Start of Data section

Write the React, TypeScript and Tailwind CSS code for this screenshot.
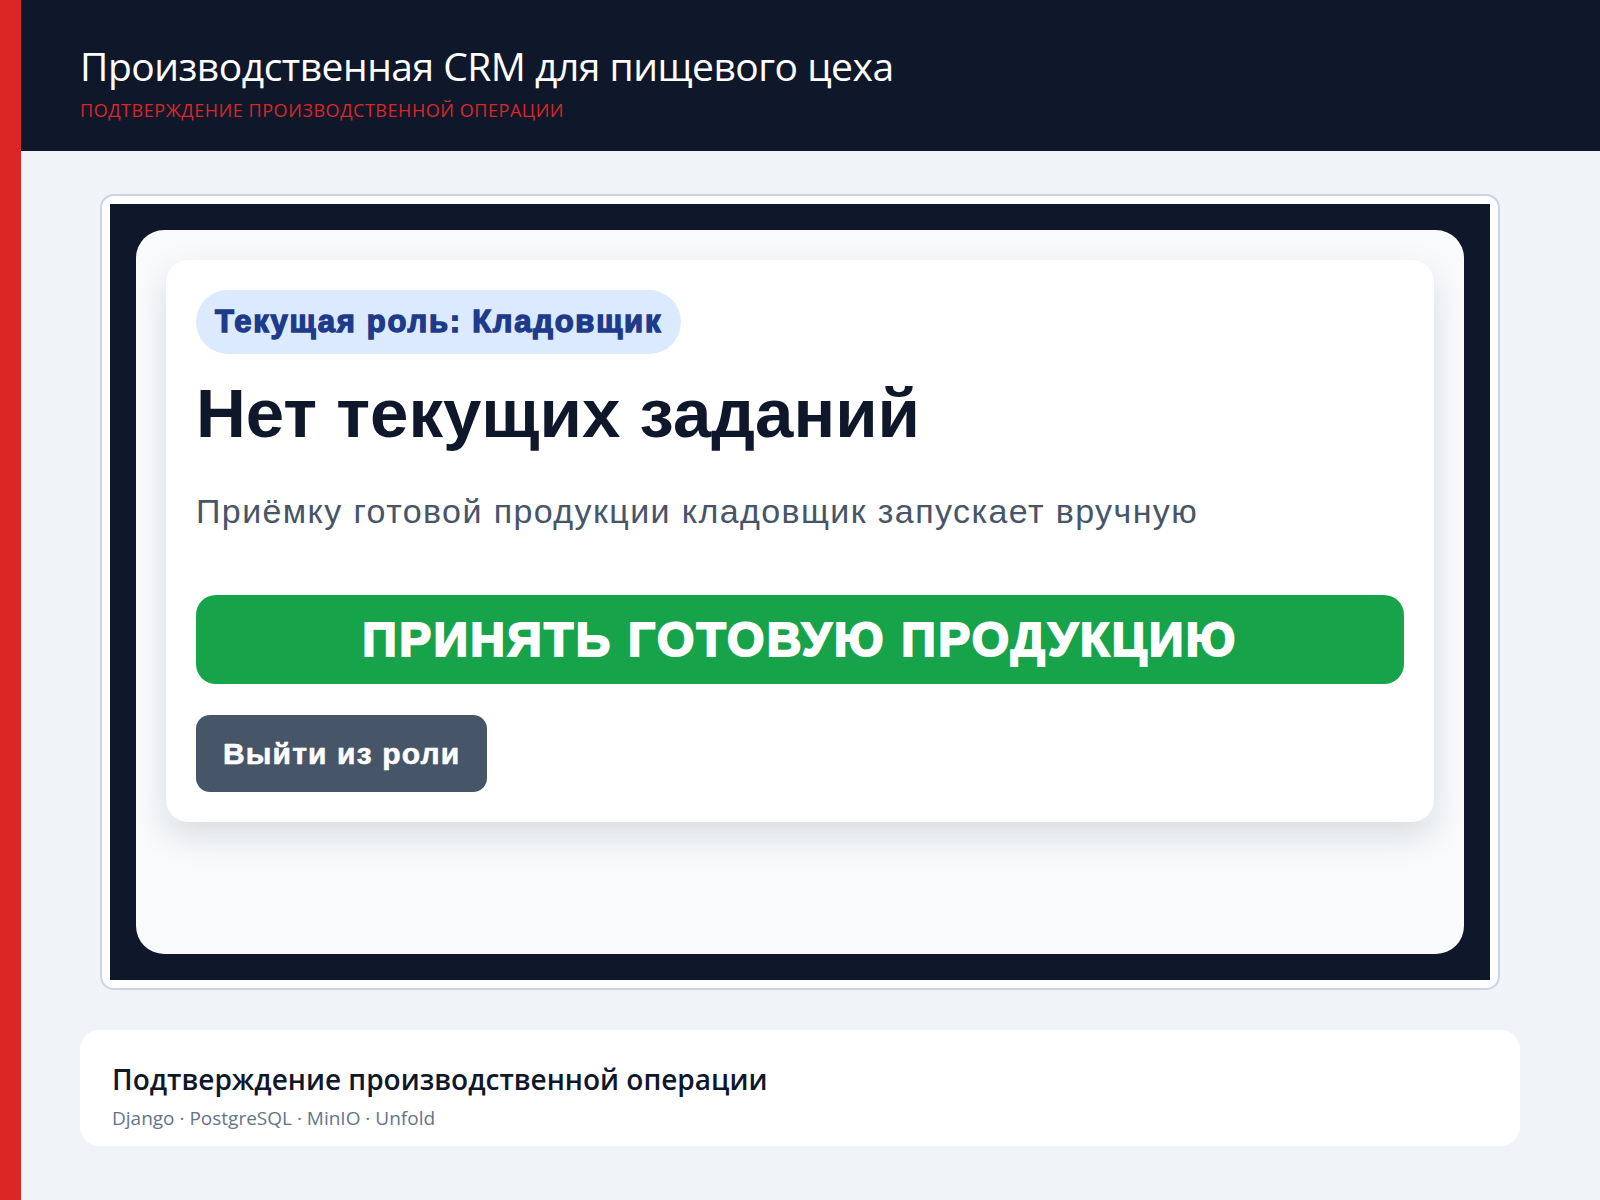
export default function App() {
  return (
    <div className="relative min-h-[1200px] bg-[#f0f4f9] font-['Open_Sans',sans-serif]">
      <div className="absolute bottom-0 left-0 top-0 w-[21px] bg-[#dc2626]" />

      <header className="h-[151px] bg-[#0f172a]">
        <div className="mx-auto max-w-[1440px] pt-[42px]">
          <h1 className="text-[39px] font-medium leading-[48px] tracking-[-0.5px] text-white">
            Производственная CRM для пищевого цеха
          </h1>
          <p className="mt-2 text-[18px] font-medium leading-[24px] tracking-[0.55px] uppercase text-[#dc2626]">
            Подтверждение производственной операции
          </p>
        </div>
      </header>

      <main className="mx-auto max-w-[1440px] pt-[43px]">
        <div className="mx-[20px] rounded-[14px] border-2 border-[#cbd5e1] bg-white p-[8px]">
          <div className="bg-[#0f172a] p-[26px]">
            <div className="h-[724px] rounded-[28px] bg-[#f8fafc] p-[30px] font-['Liberation_Sans',Arial,sans-serif]">
              <div className="rounded-[22px] bg-white p-[30px] shadow-[0_14px_34px_rgba(15,23,42,0.13)]">
                <span className="inline-block rounded-full bg-[#dbeafe] px-[19px] py-[14px] text-[31px] font-bold leading-[36px] tracking-[1.75px] text-[#1e3a8a] [-webkit-text-stroke:1.4px_#1e3a8a]">
                  Текущая роль: Кладовщик
                </span>
                <h2 className="mt-[21px] text-[69px] font-bold leading-[77px] text-[#0f172a]">
                  Нет текущих заданий
                </h2>
                <p className="mt-[36px] text-[34px] leading-[46px] tracking-[1.4px] text-[#475569]">
                  Приёмку готовой продукции кладовщик запускает вручную
                </p>
                <button className="mt-[61px] flex h-[89px] w-full items-center justify-center rounded-[20px] bg-[#16a34a] text-[48px] font-bold tracking-[2.3px] text-white [-webkit-text-stroke:2px_#fff]">
                  ПРИНЯТЬ ГОТОВУЮ ПРОДУКЦИЮ
                </button>
                <button className="mt-[31px] flex h-[77px] items-center rounded-[14px] bg-[#475569] px-[27px] text-[30px] font-bold tracking-[1.15px] text-white [-webkit-text-stroke:0.6px_#fff]">
                  Выйти из роли
                </button>
              </div>
            </div>
          </div>
        </div>

        <div className="mt-[40px] rounded-[20px] bg-white px-[32px] pb-[15px] pt-[31px]">
          <h3 className="text-[28px] font-semibold leading-[36px] text-[#0f172a]">
            Подтверждение производственной операции
          </h3>
          <p className="mt-[8px] text-[19px] leading-[26px] text-[#64748b]">
            Django · PostgreSQL · MinIO · Unfold
          </p>
        </div>
      </main>
    </div>
  );
}
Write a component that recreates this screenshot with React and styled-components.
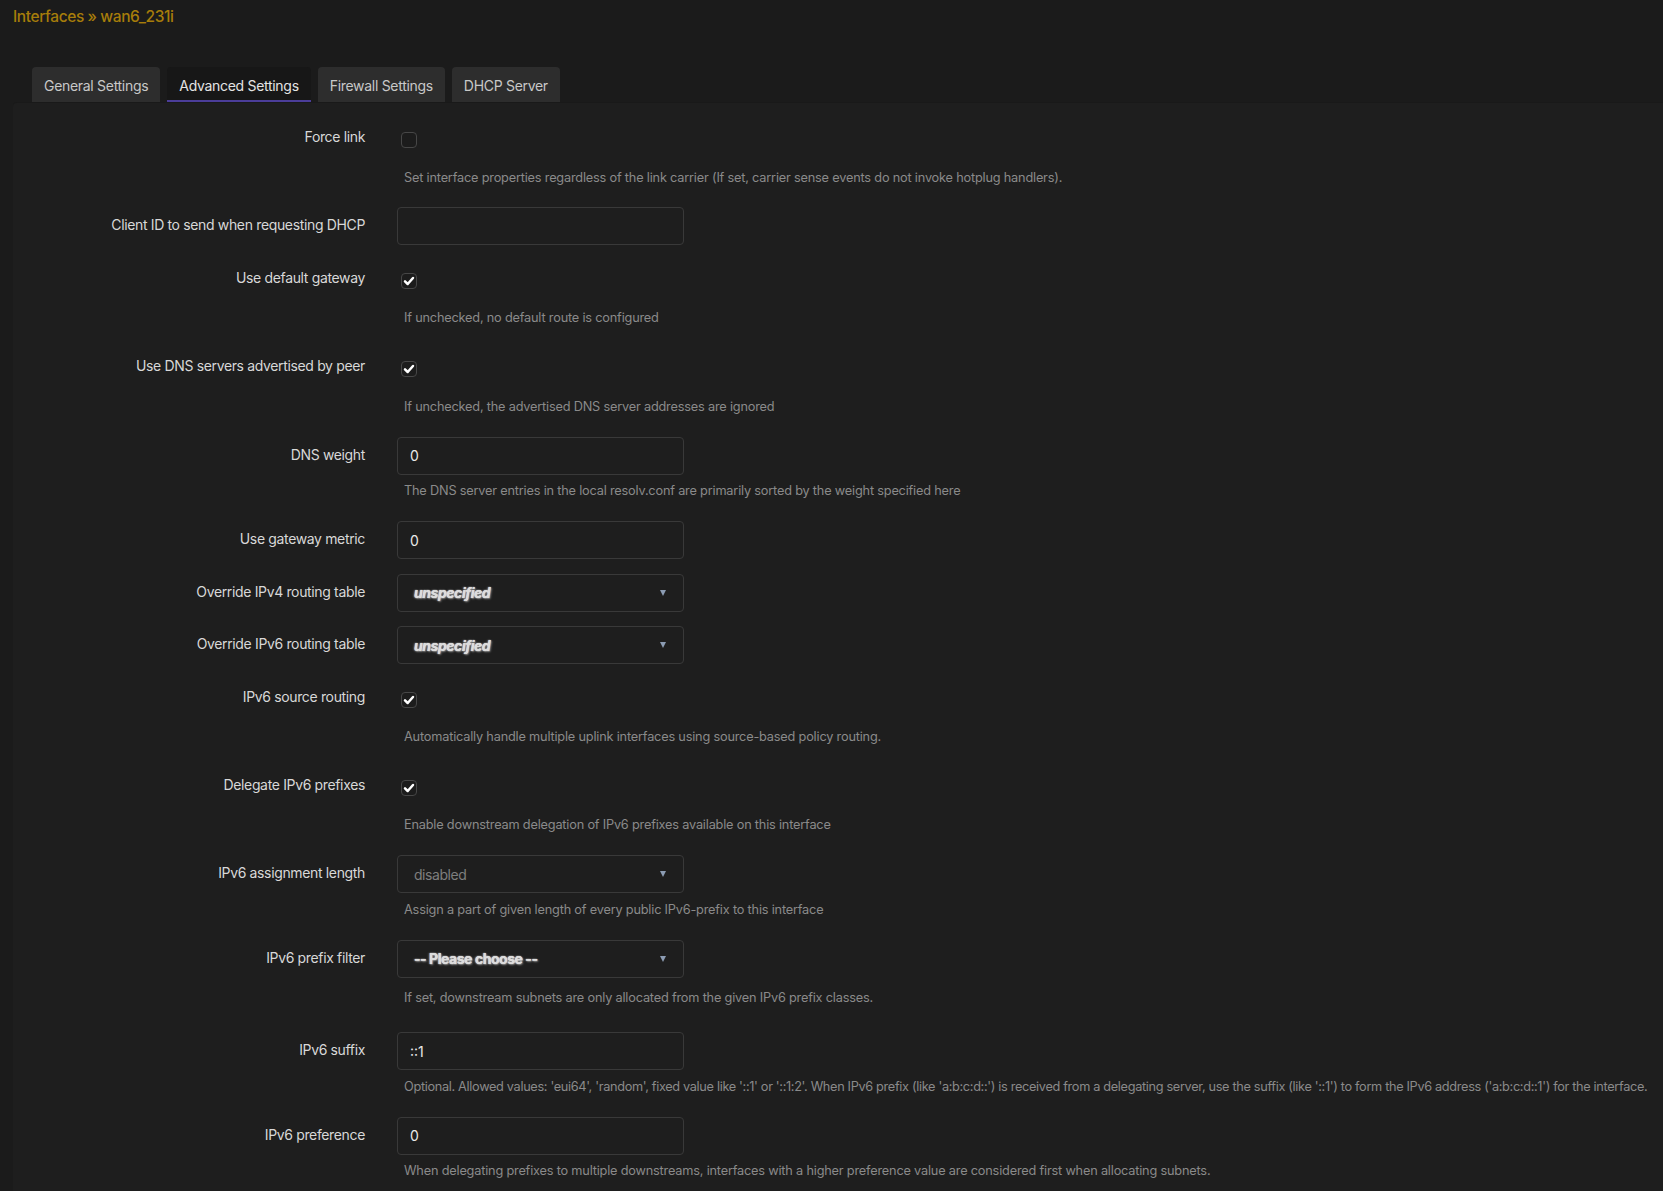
import React from 'react';
import styled, { createGlobalStyle } from 'styled-components';

const Global = createGlobalStyle`
  html, body { margin: 0; padding: 0; background: #1b1b1b; }
  body { font-family: Inter, "Noto Sans", Roboto, sans-serif; color: #d6d6d6; overflow: hidden; }
  * { box-sizing: border-box; }
`;

const Page = styled.div`
  width: 1663px;
  height: 1191px;
  display: flex;
  flex-direction: column;
  background: #1b1b1b;
  overflow: hidden;
`;

const Title = styled.h2`
  flex-shrink: 0;
  margin: 0;
  padding: 6px 0 0 13px;
  height: 67px;
  font-size: 15.5px;
  line-height: 22px;
  font-weight: 500;
  color: #a77d0a;
  letter-spacing: -0.4px;
`;

const TabBar = styled.div`
  flex-shrink: 0;
  display: flex;
  gap: 7px;
  padding-left: 32px;
  height: 36px;
`;

const Tab = styled.div`
  height: 36px;
  padding: 3px 12px 0;
  display: flex;
  align-items: center;
  font-size: 14px;
  letter-spacing: -0.3px;
  color: ${p => (p.$active ? '#e4e4e4' : '#c8c8c8')};
  background: ${p => (p.$active ? '#171717' : '#2d2d2d')};
  border-radius: 4px 4px 0 0;
  border-bottom: 3px solid ${p => (p.$active ? '#4b3d99' : 'transparent')};
`;

const Panel = styled.div`
  flex: 1 0 auto;
  margin-left: 13px;
  background: #1e1e1e;
  border-radius: 4px 0 0 0;
  box-shadow: 0 -1px 0 #191919;
  padding-top: 16px;
  display: flex;
  flex-direction: column;
`;

const Row = styled.div`
  display: grid;
  grid-template-columns: 352px 1fr;
  column-gap: 32px;
  margin-bottom: 14.45px;
`;

const Label = styled.div`
  text-align: right;
  font-size: 14px;
  line-height: 20px;
  padding-top: 8px;
  color: #d8d8d8;
  letter-spacing: -0.35px;
`;

const Field = styled.div`
  display: flex;
  flex-direction: column;
`;

const CheckWrap = styled.div`
  height: 42px;
  display: flex;
  align-items: center;
  padding-left: 4px;
`;

const Box = styled.div`
  width: 16px;
  height: 16px;
  border: 1px solid #474747;
  border-radius: 4px;
  background: #1c1c1c;
  display: flex;
  align-items: center;
  justify-content: center;
`;

const Input = styled.div`
  width: 287px;
  height: 38px;
  border: 1px solid #393939;
  border-radius: 4px;
  background: #1e1e1e;
  display: flex;
  align-items: center;
  padding-left: 12px;
  font-size: 14px;
  color: #e8e8e8;
`;

const Select = styled(Input)`
  justify-content: space-between;
  padding-left: 16px;
  padding-right: 17px;
`;

const SelectText = styled.span`
  font-size: 14px;
  letter-spacing: -0.45px;
  font-weight: ${p => (p.$variant === 'disabled' ? 400 : 700)};
  font-style: ${p => (p.$variant === 'italic' ? 'italic' : 'normal')};
  color: ${p => (p.$variant === 'disabled' ? '#7e7e7e' : '#dcdcdc')};
  text-shadow: ${p =>
    p.$variant === 'disabled'
      ? 'none'
      : '0 0 1px #fff, 1px 1px 2px #8a8a8a, -1px 0 2px #6a6a6a'};
`;

const Arrow = styled.span`
  width: 0;
  height: 0;
  border-left: 3.5px solid transparent;
  border-right: 3.5px solid transparent;
  border-top: 6px solid #8c9cb3;
`;

const Desc = styled.div`
  height: ${p => p.$h || 32}px;
  display: flex;
  align-items: center;
  padding-left: 7px;
  font-size: 12.75px;
  color: #8a8a8a;
  letter-spacing: ${p => (p.$tight ? '-0.34px' : '-0.2px')};
  white-space: nowrap;
`;

const Check = () => (
  <svg width="12" height="12" viewBox="0 0 12 12">
    <path d="M2 6.3 L4.7 9 L10 3" fill="none" stroke="#fff" strokeWidth="2.5" strokeLinecap="round" strokeLinejoin="round" />
  </svg>
);

const rows = [
  { label: 'Force link', type: 'checkbox', checked: false, desc: 'Set interface properties regardless of the link carrier (If set, carrier sense events do not invoke hotplug handlers).' },
  { label: 'Client ID to send when requesting DHCP', type: 'input', value: '' },
  { label: 'Use default gateway', type: 'checkbox', checked: true, desc: 'If unchecked, no default route is configured' },
  { label: 'Use DNS servers advertised by peer', type: 'checkbox', checked: true, desc: 'If unchecked, the advertised DNS server addresses are ignored' },
  { label: 'DNS weight', type: 'input', value: '0', desc: 'The DNS server entries in the local resolv.conf are primarily sorted by the weight specified here' },
  { label: 'Use gateway metric', type: 'input', value: '0' },
  { label: 'Override IPv4 routing table', type: 'select', value: 'unspecified', variant: 'italic' },
  { label: 'Override IPv6 routing table', type: 'select', value: 'unspecified', variant: 'italic' },
  { label: 'IPv6 source routing', type: 'checkbox', checked: true, desc: 'Automatically handle multiple uplink interfaces using source-based policy routing.' },
  { label: 'Delegate IPv6 prefixes', type: 'checkbox', checked: true, desc: 'Enable downstream delegation of IPv6 prefixes available on this interface' },
  { label: 'IPv6 assignment length', type: 'select', value: 'disabled', variant: 'disabled', desc: 'Assign a part of given length of every public IPv6-prefix to this interface' },
  { label: 'IPv6 prefix filter', type: 'select', value: '-- Please choose --', variant: 'bold', desc: 'If set, downstream subnets are only allocated from the given IPv6 prefix classes.', descH: 40 },
  { label: 'IPv6 suffix', type: 'input', value: '::1', tight: true, desc: "Optional. Allowed values: 'eui64', 'random', fixed value like '::1' or '::1:2'. When IPv6 prefix (like 'a:b:c:d::') is received from a delegating server, use the suffix (like '::1') to form the IPv6 address ('a:b:c:d::1') for the interface." },
  { label: 'IPv6 preference', type: 'input', value: '0', desc: 'When delegating prefixes to multiple downstreams, interfaces with a higher preference value are considered first when allocating subnets.' },
];

const Control = ({ row }) => {
  if (row.type === 'checkbox') {
    return (
      <CheckWrap>
        <Box>{row.checked && <Check />}</Box>
      </CheckWrap>
    );
  }
  if (row.type === 'select') {
    return (
      <Select>
        <SelectText $variant={row.variant}>{row.value}</SelectText>
        <Arrow />
      </Select>
    );
  }
  return <Input>{row.value}</Input>;
};

const tabs = [
  { name: 'General Settings' },
  { name: 'Advanced Settings', active: true },
  { name: 'Firewall Settings' },
  { name: 'DHCP Server' },
];

export default function App() {
  return (
    <Page>
      <Global />
      <Title>Interfaces » wan6_231i</Title>
      <TabBar>
        {tabs.map(t => (
          <Tab key={t.name} $active={t.active}>{t.name}</Tab>
        ))}
      </TabBar>
      <Panel>
        {rows.map(r => (
          <Row key={r.label}>
            <Label>{r.label}</Label>
            <Field>
              <Control row={r} />
              {r.desc && <Desc $h={r.descH} $tight={r.tight}>{r.desc}</Desc>}
            </Field>
          </Row>
        ))}
      </Panel>
    </Page>
  );
}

End of Data section

Please transcribe, word for word, every line from the first line of the records above through the line containing "bottom-0 left-0 top-0", and leave out any pictures.

Write the React, TypeScript and Tailwind CSS code for this screenshot.
export default function App() {
  return (
    <div className="relative min-h-[1200px] bg-[#f0f4f9] font-['Open_Sans',sans-serif]">
      <div className="absolute bottom-0 left-0 top-0 w-[21px] bg-[#dc2626]" />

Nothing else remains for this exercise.